阪井 サービス開発にあたって、100人以上のフリーランスの方にヒアリングをしましたが、よくあるパターンは「親に借りる」でした。他にも、複数のクレジットカードを駆使し仕入れ品の支払いを行ったり、キャッシングやカードローン、消費者金融でお金を借りたりして資金繰りをされていました。
「現金を調達する」だけなら、キャッシングやカードローン、消費者金融を使ってもいいと思います。ただ、それらのサービスを利用すると取引情報が信用情報機関に登録されてしまいます。これにより、場合によっては住宅ローンの審査が通りにくくなる、新しいクレジットカードが作りにくくなるなど、思いもよらないところにネガティブな影響が及ぶかもしれません。
自分の信用情報が低く評価されると、事業や生活のみならず、ライフプラン自体に影響が出てしまう(※写真はイメージです)

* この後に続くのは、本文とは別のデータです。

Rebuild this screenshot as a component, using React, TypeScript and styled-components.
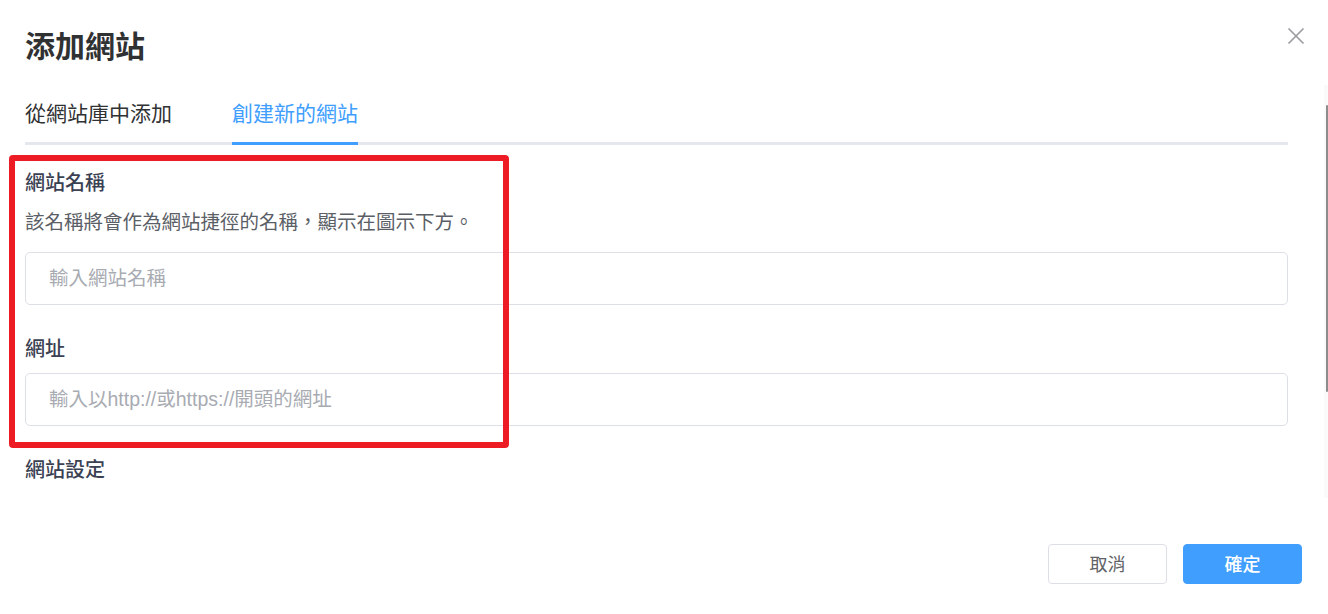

「yup」が提供するのは「お金を借りる」ではなく、すでに売り上げが立っている案件の支払いを「先に受け取る」というサービスなので、ポジティブなお金の調達なのかなと考えます。
フリーランスが仕事に打ち込める世界を目指す
今後はどのようなサービスをリリースする予定ですか?
阪井 ユーザーからの振込を口座引き落としにするシステムは早々に実装していきたいです。サービスの運用が軌道に乗ってきたら、例えば「クラウドワークス」や「ランサーズ」など、フリーランスの方がよく使うプラットホームサービスと提携がしたいです。
他方で、金融機関からの融資を受けられない、法人クレジットカードが作れない、そもそも銀行口座を開設できないなど、フリーランスの方が抱えるお金の課題はたくさんあります。中長期的には、「yup 先払い」の利用で蓄積した与信データや支払い実績に基づく信用情報などを基に、金融機関のサービスを受けやすくするようなサービスも積極的に展開していきたいです。
フリーランスの方々がお金の悩みに振り回されず、本来注力すべき仕事に打ち込める。フリーランスと業務の発注者や金融機関との間に「yup」がクッションとして存在することで、そんな世界を実現できたらいいなと思います。
Fintech業界を見渡してどんな印象を受けていますか?
阪井 個人的には、日本にはまだまだフィンテックサービスが足りないと感じています。アメリカやヨーロッパと比べて、ユーザーはもちろん、フィンテック分野で起業を目指すプレイヤーも少ないです。
そうした中で、当社のようなスタートアップががんばっているところを見てもらい、「自分もやってみよう」とフィンテック分野で起業する人が増えたら嬉しいですね。一緒になって、産業としてフィンテックを盛り上げていきたいです。
大企業向けのITサービスは充実してきていますが、やはりスモールビジネスを営む方の生活をよくするサービスは足りていないと思うので、そうした方にとって使いやすくて、商売にもプラスになるようなサービスをやりたいという気持ちが強くあります。
また、働き方は自由になり始めていますがお金の受け取り方は全く自由になっていないので、働く場所や方法だけでなく、お金の面も気にせず自由に働ける世界にしていくことが私の使命だと考えています。